両国がともに自軍の優勢を喧伝するウクライナとロシア。双方に大きな犠牲が出ているとも伝えられますが、情報が錯綜しているのが現状です。今回のメルマガ『国際戦略コラム有料版』では日本国際戦略問題研究所長の津田慶治さんが、各地の戦況を解説するとともに今後の趨勢を予測。さらにロシア国内で上がり始めた、プーチン大統領にとって「極めて不都合な声」を紹介しています。
ウクライナ軍がバフムト、ドネツク、ザポリージャで本格的な攻勢を開始。主攻撃軸はどこか?
ウ軍はバフムト、ドネツク州西部、ザポリージャ州で、本格的な攻勢を開始したが、主攻撃軸はどこなのであろうか。この現状と今後の検討をしよう。
ウ軍は、本格的な攻勢のフェーズに入ったが、バフムト、ドネツク州西部、ザポリージャ州での戦闘では、進軍速度が遅く、まだ、本格的なロ軍防衛線にも達していない。それと、6月前半は雨が多く、戦車などの装甲車が自由に移動できなかったことも大きい。
現状では前線でのロ軍航空力が、ウ軍の防空能力より上であり、このままでは機甲部隊の力が発揮できない。
防空能力の拡充が絶対に必要であり、その確保をおこなうか、もう1つは奇襲作戦で、ロ軍が思ってもいない方向からの攻撃をするしかない。
バフムト方面
ウ軍はバフムト北西郊外で、M03号線を市内方向に進撃して、ロ軍は潰走して、市内に向かていたが、ヘルソン州から最強の増援部隊が到着して、ウ軍の攻撃を防御し始めた。このため、ウ軍の進撃速度が下がっている。
ベルキウカ貯水池に向けて攻撃しているウ軍は、ベルキウカ市内に到達して、市街戦になっていたが、前進が止まり、ロ軍増援部隊との戦闘になっている。
逆に、ロ軍がオリホボバシュリフカへの攻撃をしたり、ウ軍の奪還したベルキウカやヤヒドネに反撃している。どちらもウ軍は撃退しているが、ロ軍も攻撃している。

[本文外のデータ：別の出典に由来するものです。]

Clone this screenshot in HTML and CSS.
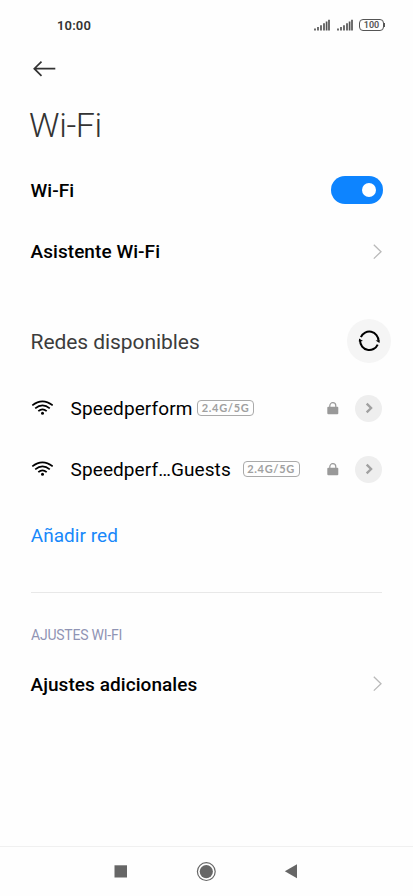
FILE: index.html
```html
<!DOCTYPE html>
<html lang="es">
<head>
<meta charset="utf-8">
<title>Wi-Fi</title>
<link rel="stylesheet" href="styles.css">
</head>
<body>
<svg width="0" height="0" class="defs">
  <symbol id="signal" viewBox="0 0 16 12"><path d="M1 9.5v2M4 8v3.5M7 6.2v5.3M10 4.3v7.2M12.6 2.4v9.1M15 .7v10.8" fill="none" stroke="#555" stroke-width="1.7"/></symbol>
  <symbol id="chevron" viewBox="0 0 10 16"><path d="M1.8 .8L9 7.7l-7.2 6.9" fill="none" stroke="#b9b9b9" stroke-width="1.3"/></symbol>
  <symbol id="wifi" viewBox="0 0 22 16"><g fill="none" stroke="#000" stroke-width="1.7"><path d="M1.3 5.4Q11.5-2.6 21.7 5.4"/><path d="M4.2 8.3Q11.5 2.3 18.8 8.3"/><path d="M7.3 11.2Q11.5 7.4 15.7 11.2"/></g><circle cx="11.5" cy="13.3" r="1.5"/></symbol>
  <symbol id="lock" viewBox="0 0 12 13"><rect x=".3" y="4.7" width="11" height="7.5" rx="1" fill="#999"/><path d="M2.8 5.5V3.7a3 3 0 0 1 6 0v1.8" fill="none" stroke="#999" stroke-width="1.2"/></symbol>
  <symbol id="arrow" viewBox="0 0 8 12"><path d="M1.7 1.6L6.1 6l-4.4 4.4" fill="none" stroke="#a0a0a0" stroke-width="2.3"/></symbol>
</svg>
<div class="screen">
  <header class="status">
    <span class="time">10:00</span>
    <div class="indicators">
      <svg class="signal"><use href="#signal"/></svg>
      <svg class="signal"><use href="#signal"/></svg>
      <div class="battery"><span>100</span></div><i class="battery-tip"></i>
    </div>
  </header>
  <nav class="back">
    <svg width="24" height="18" viewBox="0 0 24 18"><path d="M23.3 8.7H2.3M9.5 1.6L2.3 8.7l7.2 7.1" fill="none" stroke="#333" stroke-width="1.7"/></svg>
  </nav>
  <h1 class="title">Wi-Fi</h1>
  <main>
    <div class="row row-toggle"><span class="strong">Wi-Fi</span><div class="switch"><i></i></div></div>
    <div class="row row-assistant"><span class="strong">Asistente Wi-Fi</span><svg class="chevron"><use href="#chevron"/></svg></div>
    <div class="row row-available">
      <h2>Redes disponibles</h2>
      <div class="refresh"><svg width="22" height="22" viewBox="0 0 22 22"><g fill="none" stroke="#000" stroke-width="2"><path d="M2.9 7.05A9.2 9.2 0 0 1 20.5 10.8"/><path d="M19.7 14.55A9.2 9.2 0 0 1 2.1 10.8"/></g><path d="M17.6 10.6l4.2-.4-.3 2.8zM5 11l-4.2.4.3-2.8z"/></svg></div>
    </div>
    <div class="row network network-main">
      <svg class="wifi"><use href="#wifi"/></svg><span class="name">Speedperform</span><span class="band">2.4G/5G</span>
      <svg class="lock"><use href="#lock"/></svg><div class="go"><svg><use href="#arrow"/></svg></div>
    </div>
    <div class="row network network-guest">
      <svg class="wifi"><use href="#wifi"/></svg><span class="name">Speedperf…Guests</span><span class="band">2.4G/5G</span>
      <svg class="lock"><use href="#lock"/></svg><div class="go"><svg><use href="#arrow"/></svg></div>
    </div>
    <div class="row row-add"><span class="add">Añadir red</span></div>
    <hr>
    <h3>AJUSTES WI-FI</h3>
    <div class="row row-more"><span class="strong more">Ajustes adicionales</span><svg class="chevron"><use href="#chevron"/></svg></div>
  </main>
  <footer class="navbar">
    <svg width="14" height="14"><rect x=".5" y=".3" width="12.5" height="12.2" fill="#666"/></svg>
    <svg width="20" height="20"><circle cx="10.3" cy="9.6" r="8.9" fill="none" stroke="#666" stroke-width="1.2"/><circle cx="10.3" cy="9.6" r="6.6" fill="#666"/></svg>
    <svg width="14" height="16"><path d="M.8 7.3L13 .3v14z" fill="#666"/></svg>
  </footer>
</div>
</body>
</html>
```
FILE: styles.css
```css
* { box-sizing: border-box; }
body { margin: 0; background: #fefefe; font-family: Roboto, "Liberation Sans", sans-serif; color: #000; }
svg { display: block; flex: none; }
.defs { position: absolute; }
.screen { width: 413px; height: 896px; display: flex; flex-direction: column; overflow: hidden; }
.status { height: 50px; padding: 0 28px 0 57px; display: flex; align-items: center; justify-content: space-between; }
.time { font-size: 13px; font-weight: 600; letter-spacing: .15px; color: #333; }
.indicators { display: flex; align-items: center; }
.signal { width: 16px; height: 12px; margin-right: 7px; }
.battery { width: 25px; height: 12px; margin-left: -1px; border: 1.5px solid #555; border-radius: 4px; display: flex; align-items: center; justify-content: center; font-size: 9px; line-height: 9px; font-weight: 600; color: #555; }
.battery-tip { width: 1px; height: 4px; background: #555; }
.back { height: 37px; padding: 10px 0 0 32px; }
.title { margin: 0; height: 78px; padding-left: 29px; font-size: 34px; line-height: 77px; font-weight: 300; letter-spacing: -.35px; color: #333; }
main { flex: 1; padding: 0 31px; }
.row { display: flex; align-items: center; justify-content: space-between; }
.strong { font-size: 19px; font-weight: 500; margin-left: -.5px; letter-spacing: .06px; }
.row-toggle { height: 50px; }
.switch { width: 52px; height: 28px; margin-right: -.5px; border-radius: 14px; background: #0d84ff; display: flex; align-items: center; justify-content: flex-end; padding-right: 7px; }
.switch i { width: 14px; height: 14px; border-radius: 50%; background: #fff; }
.row-assistant { height: 73px; }
.chevron { width: 10px; height: 16px; }
.row-available { height: 90px; padding-top: 16px; }
h2 { margin: 2px 0 0 -.5px; font-size: 21px; font-weight: 400; letter-spacing: -.06px; color: #3c3c3c; }
.refresh { width: 44px; height: 44px; margin-right: -9px; border-radius: 50%; background: #f5f5f5; display: flex; align-items: center; justify-content: center; }
.network { height: 60px; justify-content: flex-start; }
.network-guest { height: 62px; }
.wifi { width: 22px; height: 16px; margin-right: 17.6px; }
.name { width: 122px; font-size: 19px; letter-spacing: .1px; white-space: nowrap; }
.band { width: 57px; height: 16px; margin-left: 4.5px; border: 1px solid #aaa; border-radius: 4px; font: 700 11px/14px Lato, sans-serif; letter-spacing: .7px; color: #a0a0a0; text-align: center; }
.network-guest .name { width: 161px; letter-spacing: .09px; }
.network-guest .band { margin-left: 11px; }
.lock { width: 12px; height: 13px; margin-left: auto; margin-right: 16px; }
.go { width: 27px; height: 27px; border-radius: 50%; background: #eee; display: flex; align-items: center; justify-content: center; }
.go svg { width: 8px; height: 12px; }
.row-add { height: 70px; }
.add { font-size: 19px; color: #1788fa; margin-left: -.3px; letter-spacing: .05px; }
hr { height: 1px; margin: 22px 0 32px; border: 0; background: #e8e8e8; }
h3 { margin: 0; font-size: 14px; line-height: 20px; font-weight: 400; letter-spacing: -.22px; color: #9094b4; }
.row-more { height: 78px; }
.navbar { height: 50px; border-top: 1px solid #f0f0f0; padding: 0 115px 0 114px; display: flex; align-items: center; justify-content: space-between; }
```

このため、トリボボバシュリフカにいるロ軍は孤立する可能性があったが、現時点でも維持しているし、攻撃できるほど補給も大丈夫のようである。
バフムト市内のロ軍は攻撃なしで、防備を固めている。
バフムト南西のウ軍独立第24突撃大隊と第3突撃旅団はクリシチウカ方向に攻撃しているが、まだクリシチウカを占領できずにいる。
しかし、バフムトでの攻勢は、ロ軍部隊のザポリージャ方面への転戦をさせないためであるが、新しくヘルソン州から最強部隊もバフムトに投入されたことで、ここのウ軍の目的は達していることになる。

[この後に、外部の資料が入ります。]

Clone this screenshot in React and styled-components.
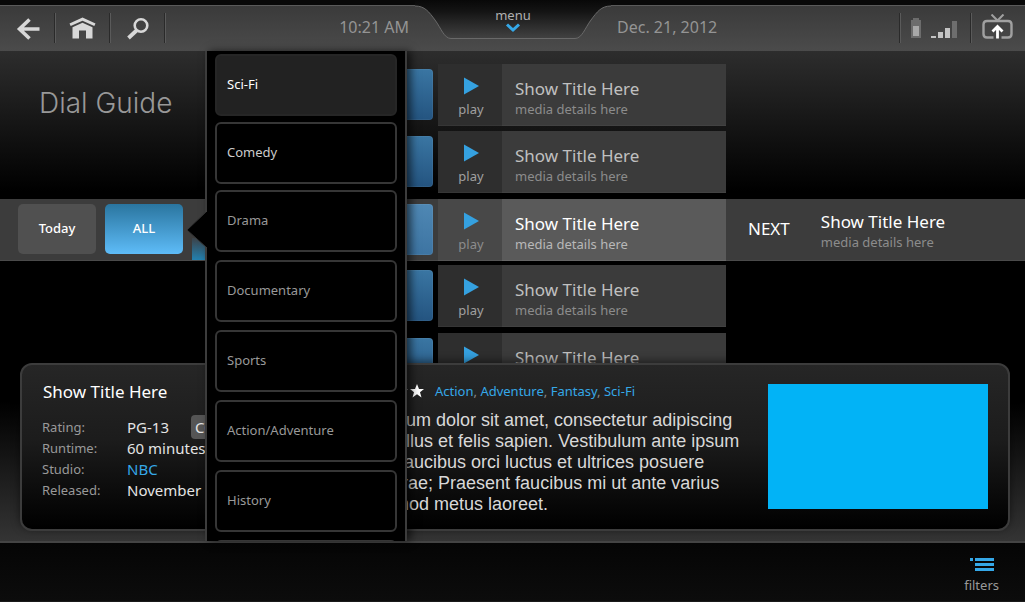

もう1つ、ロ軍はバフムト攻勢用の囚人を中心としたストームZ突撃中隊を解体して正規軍への配置転換を進めている。この囚人兵の日常行動が軍組織に合わず、解体することになったようである。
ワグナー軍を真似て囚人兵を使ったが、正規軍では手に余ったようである。
ドネツク州州境方面
ボハレダラにウ軍は攻撃して、複数のロ軍陣地を奪っている。このけん制のために、ロ軍はボハレダラの東ボディアングに攻撃したが、撃退されている。
ノボマイロスクやノボドネツクにウ軍が攻撃中であるが、前進できずにいる。ウ軍は海兵旅団が担当している。

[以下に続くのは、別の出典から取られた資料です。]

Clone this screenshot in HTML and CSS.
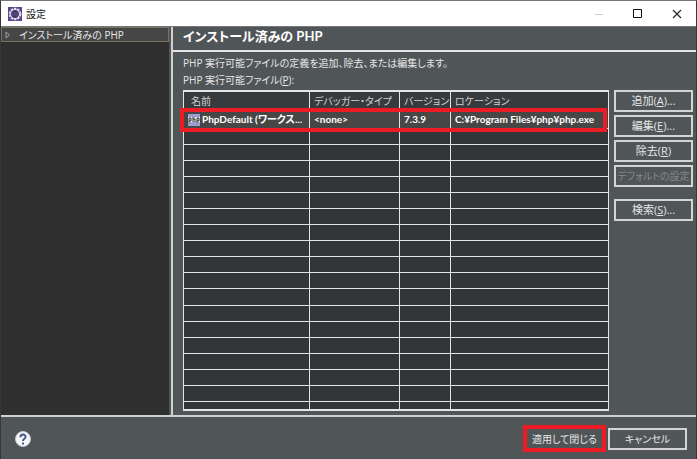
FILE: index.html
```html
<!DOCTYPE html>
<html lang="ja">
<head>
<meta charset="utf-8">
<title>設定</title>
<link rel="stylesheet" href="styles.css">
</head>
<body>
<div class="window">
  <header class="titlebar">
    <svg class="app-icon" viewBox="0 0 14 14" aria-hidden="true">
      <rect width="14" height="14" fill="#5b4390"/>
      <circle cx="7" cy="7" r="5.3" fill="none" stroke="#e4e1e6" stroke-width="2" stroke-dasharray="2.3 1.03"/>
      <circle cx="7" cy="7" r="4.5" fill="#40356b" stroke="#e4e1e6"/>
      <path d="M3 6h8M3 8h8" stroke="#6c6193" stroke-width=".7"/>
    </svg>
    <h1 class="window-title">設定</h1>
    <button class="caption" aria-label="最小化"><svg viewBox="0 0 10 10"><path d="M1 5.5h8" stroke="#ccc"/></svg></button>
    <button class="caption" aria-label="最大化"><svg viewBox="0 0 10 10"><path d="M.5 .5h8v8h-8z" fill="none" stroke="#111"/></svg></button>
    <button class="caption" aria-label="閉じる"><svg viewBox="0 0 10 10"><path d="M1 1l8 8M9 1l-8 8" stroke="#222" stroke-width="1.1"/></svg></button>
  </header>
  <div class="main">
    <nav class="tree">
      <a class="tree-item" href="#php">
        <svg class="arrow" viewBox="0 0 6 8" aria-hidden="true"><path d="M1 1l3.5 3L1 7z" fill="none" stroke="#aaa" stroke-width=".9"/></svg>
        <span>インストール済みの PHP</span>
      </a>
    </nav>
    <main class="page" id="php">
      <h2 class="page-title">インストール済みの PHP</h2>
      <div class="content">
        <p class="text">PHP 実行可能ファイルの定義を追加、除去、または編集します。</p>
        <p class="text">PHP 実行可能ファイル(<u>P</u>):</p>
        <div class="editor">
          <div class="table-box">
            <table class="table">
              <colgroup><col class="c-name"><col class="c-debug"><col class="c-version"><col></colgroup>
              <thead><tr><th>名前</th><th>デバッガー・タイプ</th><th>バージョン</th><th>ロケーション</th></tr></thead>
              <tbody>
                <tr class="selected">
                  <td><span class="name"><svg class="php-icon" viewBox="0 0 12 12" aria-hidden="true"><rect width="12" height="12" fill="#9c9cd8"/><path d="M1 10V4h2v3H1M5 2v6M5 5h2v3M9 10V4h2v3H9" fill="none" stroke="#fff" stroke-width="2.2"/><path d="M1 10V4h2v3H1M5 2v6M5 5h2v3M9 10V4h2v3H9" fill="none" stroke="#222"/></svg>PhpDefault (ワークス...</span></td>
                  <td>&lt;none&gt;</td><td>7.3.9</td><td>C:¥Program Files¥php¥php.exe</td>
                </tr>
                <tr><td></td><td></td><td></td><td></td></tr>
                <tr><td></td><td></td><td></td><td></td></tr>
                <tr><td></td><td></td><td></td><td></td></tr>
                <tr><td></td><td></td><td></td><td></td></tr>
                <tr><td></td><td></td><td></td><td></td></tr>
                <tr><td></td><td></td><td></td><td></td></tr>
                <tr><td></td><td></td><td></td><td></td></tr>
                <tr><td></td><td></td><td></td><td></td></tr>
                <tr><td></td><td></td><td></td><td></td></tr>
                <tr><td></td><td></td><td></td><td></td></tr>
                <tr><td></td><td></td><td></td><td></td></tr>
                <tr><td></td><td></td><td></td><td></td></tr>
                <tr><td></td><td></td><td></td><td></td></tr>
                <tr><td></td><td></td><td></td><td></td></tr>
                <tr><td></td><td></td><td></td><td></td></tr>
                <tr><td></td><td></td><td></td><td></td></tr>
                <tr><td></td><td></td><td></td><td></td></tr>
                <tr class="last"><td></td><td></td><td></td><td></td></tr>
              </tbody>
            </table>
            <div class="highlight"></div>
          </div>
          <div class="actions">
            <button class="btn">追加(<u>A</u>)...</button>
            <button class="btn">編集(<u>E</u>)...</button>
            <button class="btn">除去(<u>R</u>)</button>
            <button class="btn kana" disabled>デフォルトの設定</button>
            <button class="btn search">検索(<u>S</u>)...</button>
          </div>
        </div>
      </div>
    </main>
  </div>
  <footer class="footer">
    <button class="help" aria-label="ヘルプ"><svg viewBox="0 0 16 16"><circle cx="8" cy="8" r="7.5" fill="#f4f6fa" stroke="#c3c9d6"/><path d="M5.4 6.3C5.4 2.6 10.8 2.8 10.6 6C10.5 7.8 8 7.9 8 10" fill="none" stroke="#465a8c" stroke-width="2"/><path d="M7 11.5h2v2H7z" fill="#465a8c"/></svg></button>
    <button class="btn kana apply">適用して閉じる</button>
    <button class="btn kana cancel">キャンセル</button>
  </footer>
</div>
</body>
</html>
```
FILE: styles.css
```css
* { box-sizing: border-box; }

body {
  margin: 0;
  background: #505558;
  color: #e6e6e6;
  font: 11px/16px "Open Sans", "Noto Sans CJK JP", sans-serif;
  font-feature-settings: "palt";
}

h1, h2, p { margin: 0; }
button { font: inherit; font-feature-settings: inherit; color: inherit; padding: 0; }
svg { display: block; }

.window {
  display: flex;
  flex-direction: column;
  min-height: 100vh;
  border: 1px solid #38383a;
  border-top-color: #777;
  border-bottom: 0;
}

.titlebar {
  display: flex;
  align-items: center;
  height: 25px;
  padding-left: 7px;
  background: #fff;
  color: #111;
}

.app-icon { width: 14px; height: 14px; }
.window-title { flex: 1; margin-left: 4px; font-size: 10px; font-weight: 400; }
.caption { display: grid; place-items: center; width: 39px; height: 24px; border: 0; background: none; }
.caption svg { width: 10px; height: 10px; }

.main { display: flex; flex: 1; border-top: 1px solid #777; }

.tree {
  flex: 0 0 170px;
  background: #2f2f2f;
  border-right: 2px solid #505558;
}

.tree-item {
  display: flex;
  align-items: center;
  height: 15px;
  padding-left: 3px;
  border: 1px solid #77715f;
  background: #464646;
  color: #e6e6e6;
  font-size: 10px;
  text-decoration: none;
}

.arrow { width: 6px; height: 8px; margin-right: 8px; }

.page {
  flex: 1;
  min-width: 0;
  border-left: 2px solid #d0d0d0;
}

.page-title {
  height: 25px;
  padding-left: 10px;
  border-bottom: 2px solid #e5e5e5;
  color: #fff;
  font-family: Lato, "Noto Sans CJK JP", sans-serif;
  font-size: 13px;
  line-height: 18px;
  font-weight: 700;
}

.content { padding: 3px 3px 4px 10px; }
.text { height: 17px; font-size: 10px; white-space: nowrap; }
.text + .text { margin-bottom: 1px; }

.editor { display: flex; align-items: flex-start; gap: 5px; }

.table-box { position: relative; flex: 1; min-width: 0; border: 2px solid #e5e5e5; border-width: 2px 1px; }
.table { width: 100%; height: 317px; table-layout: fixed; border-collapse: separate; border-spacing: 0; background: #333639; }
.c-name { width: 126px; }
.c-debug { width: 90px; }
.c-version { width: 51px; }

.table th, .table td {
  padding: 0 4px;
  border-right: 1px solid #e5e5e5;
  border-bottom: 1px solid #e5e5e5;
  font-size: 10px;
  line-height: 15px;
  text-align: left;
  white-space: nowrap;
}

.table th:last-child, .table td:last-child { border-right: 0; }
.table th { height: 19px; padding: 0 2px 0 4px; border-bottom: 0; font-weight: 400; background: #373b3e; color: #d0d0d0; }
.table th:first-child { padding-left: 7px; }
.table .selected td { height: 18px; background: #474747; color: #fff; font-family: Lato, "Noto Sans CJK JP", sans-serif; font-weight: 700; }
.table .last td { height: 7px; border-bottom: 0; }
.name { display: flex; align-items: center; gap: 2px; }
.php-icon { flex: none; width: 12px; height: 12px; }

.highlight {
  position: absolute;
  top: 16px;
  left: -4px;
  right: 1px;
  height: 24px;
  border: 4px solid #ed1c24;
}

.actions { display: flex; flex-direction: column; gap: 3px; width: 79px; }

.btn {
  height: 22px;
  border: 2px solid #d4d4d4;
  background: #505558;
  line-height: 16px;
  white-space: nowrap;
}

.kana { font-size: 10px; }
.btn:disabled { color: #85898b; }
.search { margin-top: 9px; }

.footer {
  display: flex;
  align-items: center;
  height: 45px;
  padding: 0 9px 0 14px;
  border-top: 2px solid #d0d0d0;
}

.help { width: 16px; height: 16px; margin-right: auto; border: 0; background: none; }
.apply { width: 83px; height: 27px; border: 4px solid #ed1c24; }
.cancel { width: 79px; margin-left: 2px; }
```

ベルカノ・ボシルカの南のウジョイナとスタロマイオルスクをウ軍は攻略中である。リビノピりやノボダリウカの南では、ウ軍の攻撃でも成果なし。フリアポールでのウ軍は本格的な攻撃に出ている。
しかし、あまり、1週間前と変わりがない。攻めあぐねている。
やっと、地雷原の除去を終わった段階であり、今後本格的な攻撃に移るという。
この地域に8個旅団と1個大隊を投入している。これを見て、ロ軍はこの方面が主攻撃軸と見て、増援部隊を送り込んでいる。